§ **Record excerpts**:
================================

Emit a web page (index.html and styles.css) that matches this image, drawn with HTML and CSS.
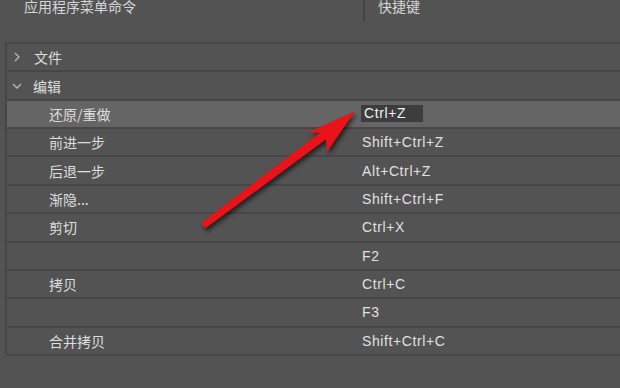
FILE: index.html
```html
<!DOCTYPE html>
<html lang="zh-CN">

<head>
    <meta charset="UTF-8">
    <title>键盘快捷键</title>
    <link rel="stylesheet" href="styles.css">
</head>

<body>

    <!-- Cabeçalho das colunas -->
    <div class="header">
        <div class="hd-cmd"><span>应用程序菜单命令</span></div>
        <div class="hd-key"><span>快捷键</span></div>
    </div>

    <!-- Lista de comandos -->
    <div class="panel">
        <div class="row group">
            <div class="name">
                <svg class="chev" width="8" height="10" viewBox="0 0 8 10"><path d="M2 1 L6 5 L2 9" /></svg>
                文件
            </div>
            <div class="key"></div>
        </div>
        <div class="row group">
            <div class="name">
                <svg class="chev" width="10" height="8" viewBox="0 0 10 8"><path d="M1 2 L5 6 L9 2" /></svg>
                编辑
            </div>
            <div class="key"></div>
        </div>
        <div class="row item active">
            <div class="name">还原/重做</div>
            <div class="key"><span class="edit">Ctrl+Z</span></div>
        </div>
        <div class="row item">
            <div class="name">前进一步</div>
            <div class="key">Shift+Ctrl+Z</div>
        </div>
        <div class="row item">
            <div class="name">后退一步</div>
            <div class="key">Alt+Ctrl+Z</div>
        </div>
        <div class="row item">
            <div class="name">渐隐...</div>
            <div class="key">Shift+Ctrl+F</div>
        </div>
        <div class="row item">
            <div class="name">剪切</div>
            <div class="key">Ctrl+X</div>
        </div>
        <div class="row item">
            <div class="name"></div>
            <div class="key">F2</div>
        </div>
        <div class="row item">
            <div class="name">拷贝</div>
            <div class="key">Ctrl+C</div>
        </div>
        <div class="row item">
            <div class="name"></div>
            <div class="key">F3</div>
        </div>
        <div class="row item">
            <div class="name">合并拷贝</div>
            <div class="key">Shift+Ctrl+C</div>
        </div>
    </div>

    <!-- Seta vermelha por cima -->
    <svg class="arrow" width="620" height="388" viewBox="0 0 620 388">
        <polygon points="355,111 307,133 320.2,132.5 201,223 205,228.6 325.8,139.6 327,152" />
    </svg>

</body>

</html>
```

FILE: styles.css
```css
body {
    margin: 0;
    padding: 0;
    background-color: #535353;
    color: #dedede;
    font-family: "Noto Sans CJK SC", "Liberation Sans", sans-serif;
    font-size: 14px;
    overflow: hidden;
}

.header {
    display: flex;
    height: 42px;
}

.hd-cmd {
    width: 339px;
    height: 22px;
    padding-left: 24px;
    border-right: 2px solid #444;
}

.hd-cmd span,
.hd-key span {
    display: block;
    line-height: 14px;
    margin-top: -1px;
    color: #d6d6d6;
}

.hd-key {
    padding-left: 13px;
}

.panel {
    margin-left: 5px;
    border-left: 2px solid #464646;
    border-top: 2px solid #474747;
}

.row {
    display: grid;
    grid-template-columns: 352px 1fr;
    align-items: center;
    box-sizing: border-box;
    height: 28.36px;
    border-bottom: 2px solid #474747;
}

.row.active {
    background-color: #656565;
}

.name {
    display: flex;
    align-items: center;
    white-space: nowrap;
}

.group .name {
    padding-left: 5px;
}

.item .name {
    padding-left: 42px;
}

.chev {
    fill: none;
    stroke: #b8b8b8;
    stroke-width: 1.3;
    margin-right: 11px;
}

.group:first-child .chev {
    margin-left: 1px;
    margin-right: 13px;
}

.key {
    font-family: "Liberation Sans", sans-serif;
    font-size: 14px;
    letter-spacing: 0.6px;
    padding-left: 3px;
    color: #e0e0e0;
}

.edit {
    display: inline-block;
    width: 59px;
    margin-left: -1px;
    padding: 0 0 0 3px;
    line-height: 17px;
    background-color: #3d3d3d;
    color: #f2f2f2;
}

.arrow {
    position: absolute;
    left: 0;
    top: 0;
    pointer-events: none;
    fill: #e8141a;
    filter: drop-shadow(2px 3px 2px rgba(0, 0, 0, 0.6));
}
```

================================

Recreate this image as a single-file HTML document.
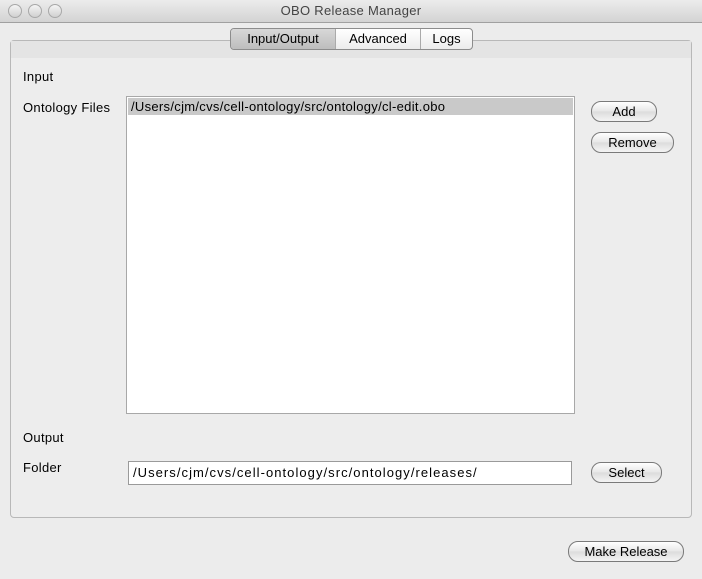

================================

§ **To be done**: What is the number of lines in the records that contain "this"? Give that number only.

§ **Solution**: 2